┏━━
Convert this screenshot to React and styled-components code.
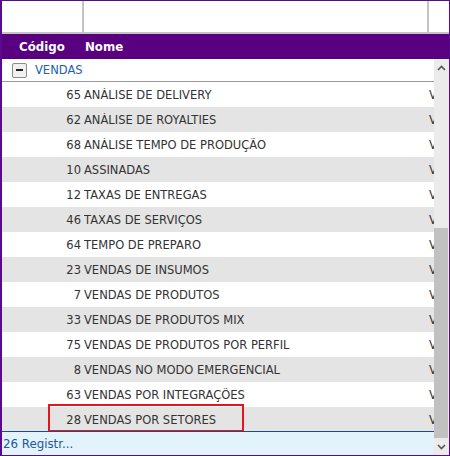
import React from "react";
import styled, { createGlobalStyle } from "styled-components";

const Global = createGlobalStyle`
  html, body { margin: 0; padding: 0; background: #fff; }
  * { box-sizing: border-box; }
`;

const Frame = styled.div`
  width: 450px;
  height: 456px;
  border: 1px solid #5a0a8c;
  border-left-width: 2px;
  display: flex;
  flex-direction: column;
  overflow: hidden;
  font-family: "DejaVu Sans", "Liberation Sans", sans-serif;
  font-size: 11.5px;
  color: #333;
`;

const FilterRow = styled.div`
  height: 33px;
  flex: none;
  display: flex;
  border-bottom: 2px solid #c4c4c4;
  background: #fff;
`;

const FilterCell = styled.div`
  width: ${(p) => (p.$w ? `${p.$w}px` : "auto")};
  flex: ${(p) => (p.$w ? "none" : "1")};
  border-right: ${(p) => (p.$last ? "none" : "2px solid #c4c4c4")};
`;

const Header = styled.div`
  height: 25px;
  flex: none;
  display: flex;
  align-items: center;
  background: #58007f;
  color: #fff;
  font-weight: bold;
  font-size: 11.8px;
`;

const HeadCell = styled.div`
  width: ${(p) => p.$w}px;
  padding-left: ${(p) => p.$pl}px;
`;

const Body = styled.div`
  flex: 1;
  display: flex;
  min-height: 0;
`;

const Main = styled.div`
  flex: 1;
  display: flex;
  flex-direction: column;
  min-width: 0;
`;

const GroupRow = styled.div`
  height: 23px;
  flex: none;
  display: flex;
  align-items: center;
  gap: 8px;
  padding-left: 10px;
  border-bottom: 1px solid #9a9a9a;
  color: #2462a8;
  font-size: 11.5px;
`;

const Toggle = styled.div`
  width: 15px;
  height: 15px;
  border: 1px solid #8c8c8c;
  border-radius: 2px;
  background: #f1f1f1;
  display: flex;
  align-items: center;
  justify-content: center;
  &::after {
    content: "";
    width: 7px;
    height: 2px;
    background: #222;
  }
`;

const Rows = styled.div`
  flex: 1;
  overflow: hidden;
  min-height: 0;
`;

const Row = styled.div`
  position: relative;
  height: 25px;
  display: flex;
  align-items: center;
  background: ${(p) => (p.$alt ? "#e4e4e4" : "#fff")};
  white-space: nowrap;
`;

const CodeCell = styled.div`
  width: 82px;
  flex: none;
  text-align: right;
  padding-right: 3px;
`;

const NameCell = styled.div`
  width: 343px;
  flex: none;
  overflow: hidden;
`;

const ExtraCell = styled.div`
  flex: 1;
  overflow: hidden;
  padding-left: 2px;
`;

const Highlight = styled.div`
  position: absolute;
  left: 46px;
  top: -3px;
  width: 196px;
  height: 28px;
  border: 2.5px solid #e8141c;
  pointer-events: none;
`;

const Footer = styled.div`
  height: 24px;
  flex: none;
  display: flex;
  align-items: center;
  padding-left: 1px;
  background: #e3f3fc;
  border-top: 1px solid #1d4f7e;
  color: #24579a;
  font-size: 11.8px;
`;

const Scrollbar = styled.div`
  width: 15px;
  flex: none;
  display: flex;
  flex-direction: column;
  background: #ebebeb;
`;

const ArrowBtn = styled.div`
  height: 17px;
  flex: none;
  display: flex;
  align-items: center;
  justify-content: center;
`;

const Track = styled.div`
  flex: 1;
  display: flex;
  flex-direction: column;
  justify-content: flex-end;
`;

const Thumb = styled.div`
  height: 210px;
  width: 14px;
  background: #c1c1c1;
`;

const Chevron = ({ up }) => (
  <svg width="9" height="6" viewBox="0 0 9 6">
    <path
      d={up ? "M1 5 L4.5 1.5 L8 5" : "M1 1 L4.5 4.5 L8 1"}
      fill="none"
      stroke="#555"
      strokeWidth="1.6"
    />
  </svg>
);

const data = [
  [65, "ANÁLISE DE DELIVERY"],
  [62, "ANÁLISE DE ROYALTIES"],
  [68, "ANÁLISE TEMPO DE PRODUÇÃO"],
  [10, "ASSINADAS"],
  [12, "TAXAS DE ENTREGAS"],
  [46, "TAXAS DE SERVIÇOS"],
  [64, "TEMPO DE PREPARO"],
  [23, "VENDAS DE INSUMOS"],
  [7, "VENDAS DE PRODUTOS"],
  [33, "VENDAS DE PRODUTOS MIX"],
  [75, "VENDAS DE PRODUTOS POR PERFIL"],
  [8, "VENDAS NO MODO EMERGENCIAL"],
  [63, "VENDAS POR INTEGRAÇÕES"],
  [28, "VENDAS POR SETORES"],
];

export default function App() {
  return (
    <>
      <Global />
      <Frame>
        <FilterRow>
          <FilterCell $w={82} />
          <FilterCell $w={345} />
          <FilterCell $last />
        </FilterRow>
        <Header>
          <HeadCell $w={83} $pl={17}>Código</HeadCell>
          <HeadCell $w={100} $pl={0}>Nome</HeadCell>
        </Header>
        <Body>
          <Main>
            <GroupRow>
              <Toggle />
              <span>VENDAS</span>
            </GroupRow>
            <Rows>
              {data.map(([code, name], i) => (
                <Row key={code} $alt={i % 2 === 1}>
                  <CodeCell>{code}</CodeCell>
                  <NameCell>{name}</NameCell>
                  <ExtraCell>VENDAS</ExtraCell>
                  {code === 28 && <Highlight />}
                </Row>
              ))}
            </Rows>
            <Footer>26 Registr...</Footer>
          </Main>
          <Scrollbar>
            <ArrowBtn>
              <Chevron up />
            </ArrowBtn>
            <Track>
              <Thumb />
            </Track>
            <ArrowBtn>
              <Chevron />
            </ArrowBtn>
          </Scrollbar>
        </Body>
      </Frame>
    </>
  );
}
┗━━
#### [Given problem]
Leave the pictures out and output the rest of the listing exactly.

#### [Response to the exercise]
Convert this screenshot to React and styled-components code.
import React from "react";
import styled, { createGlobalStyle } from "styled-components";

const Global = createGlobalStyle`
  html, body { margin: 0; padding: 0; background: #fff; }
  * { box-sizing: border-box; }
`;

const Frame = styled.div`
  width: 450px;
  height: 456px;
  border: 1px solid #5a0a8c;
  border-left-width: 2px;
  display: flex;
  flex-direction: column;
  overflow: hidden;
  font-family: "DejaVu Sans", "Liberation Sans", sans-serif;
  font-size: 11.5px;
  color: #333;
`;

const FilterRow = styled.div`
  height: 33px;
  flex: none;
  display: flex;
  border-bottom: 2px solid #c4c4c4;
  background: #fff;
`;

const FilterCell = styled.div`
  width: ${(p) => (p.$w ? `${p.$w}px` : "auto")};
  flex: ${(p) => (p.$w ? "none" : "1")};
  border-right: ${(p) => (p.$last ? "none" : "2px solid #c4c4c4")};
`;

const Header = styled.div`
  height: 25px;
  flex: none;
  display: flex;
  align-items: center;
  background: #58007f;
  color: #fff;
  font-weight: bold;
  font-size: 11.8px;
`;

const HeadCell = styled.div`
  width: ${(p) => p.$w}px;
  padding-left: ${(p) => p.$pl}px;
`;

const Body = styled.div`
  flex: 1;
  display: flex;
  min-height: 0;
`;

const Main = styled.div`
  flex: 1;
  display: flex;
  flex-direction: column;
  min-width: 0;
`;

const GroupRow = styled.div`
  height: 23px;
  flex: none;
  display: flex;
  align-items: center;
  gap: 8px;
  padding-left: 10px;
  border-bottom: 1px solid #9a9a9a;
  color: #2462a8;
  font-size: 11.5px;
`;

const Toggle = styled.div`
  width: 15px;
  height: 15px;
  border: 1px solid #8c8c8c;
  border-radius: 2px;
  background: #f1f1f1;
  display: flex;
  align-items: center;
  justify-content: center;
  &::after {
    content: "";
    width: 7px;
    height: 2px;
    background: #222;
  }
`;

const Rows = styled.div`
  flex: 1;
  overflow: hidden;
  min-height: 0;
`;

const Row = styled.div`
  position: relative;
  height: 25px;
  display: flex;
  align-items: center;
  background: ${(p) => (p.$alt ? "#e4e4e4" : "#fff")};
  white-space: nowrap;
`;

const CodeCell = styled.div`
  width: 82px;
  flex: none;
  text-align: right;
  padding-right: 3px;
`;

const NameCell = styled.div`
  width: 343px;
  flex: none;
  overflow: hidden;
`;

const ExtraCell = styled.div`
  flex: 1;
  overflow: hidden;
  padding-left: 2px;
`;

const Highlight = styled.div`
  position: absolute;
  left: 46px;
  top: -3px;
  width: 196px;
  height: 28px;
  border: 2.5px solid #e8141c;
  pointer-events: none;
`;

const Footer = styled.div`
  height: 24px;
  flex: none;
  display: flex;
  align-items: center;
  padding-left: 1px;
  background: #e3f3fc;
  border-top: 1px solid #1d4f7e;
  color: #24579a;
  font-size: 11.8px;
`;

const Scrollbar = styled.div`
  width: 15px;
  flex: none;
  display: flex;
  flex-direction: column;
  background: #ebebeb;
`;

const ArrowBtn = styled.div`
  height: 17px;
  flex: none;
  display: flex;
  align-items: center;
  justify-content: center;
`;

const Track = styled.div`
  flex: 1;
  display: flex;
  flex-direction: column;
  justify-content: flex-end;
`;

const Thumb = styled.div`
  height: 210px;
  width: 14px;
  background: #c1c1c1;
`;

const Chevron = ({ up }) => (
  <svg width="9" height="6" viewBox="0 0 9 6">
    <path
      d={up ? "M1 5 L4.5 1.5 L8 5" : "M1 1 L4.5 4.5 L8 1"}
      fill="none"
      stroke="#555"
      strokeWidth="1.6"
    />
  </svg>
);

const data = [
  [65, "ANÁLISE DE DELIVERY"],
  [62, "ANÁLISE DE ROYALTIES"],
  [68, "ANÁLISE TEMPO DE PRODUÇÃO"],
  [10, "ASSINADAS"],
  [12, "TAXAS DE ENTREGAS"],
  [46, "TAXAS DE SERVIÇOS"],
  [64, "TEMPO DE PREPARO"],
  [23, "VENDAS DE INSUMOS"],
  [7, "VENDAS DE PRODUTOS"],
  [33, "VENDAS DE PRODUTOS MIX"],
  [75, "VENDAS DE PRODUTOS POR PERFIL"],
  [8, "VENDAS NO MODO EMERGENCIAL"],
  [63, "VENDAS POR INTEGRAÇÕES"],
  [28, "VENDAS POR SETORES"],
];

export default function App() {
  return (
    <>
      <Global />
      <Frame>
        <FilterRow>
          <FilterCell $w={82} />
          <FilterCell $w={345} />
          <FilterCell $last />
        </FilterRow>
        <Header>
          <HeadCell $w={83} $pl={17}>Código</HeadCell>
          <HeadCell $w={100} $pl={0}>Nome</HeadCell>
        </Header>
        <Body>
          <Main>
            <GroupRow>
              <Toggle />
              <span>VENDAS</span>
            </GroupRow>
            <Rows>
              {data.map(([code, name], i) => (
                <Row key={code} $alt={i % 2 === 1}>
                  <CodeCell>{code}</CodeCell>
                  <NameCell>{name}</NameCell>
                  <ExtraCell>VENDAS</ExtraCell>
                  {code === 28 && <Highlight />}
                </Row>
              ))}
            </Rows>
            <Footer>26 Registr...</Footer>
          </Main>
          <Scrollbar>
            <ArrowBtn>
              <Chevron up />
            </ArrowBtn>
            <Track>
              <Thumb />
            </Track>
            <ArrowBtn>
              <Chevron />
            </ArrowBtn>
          </Scrollbar>
        </Body>
      </Frame>
    </>
  );
}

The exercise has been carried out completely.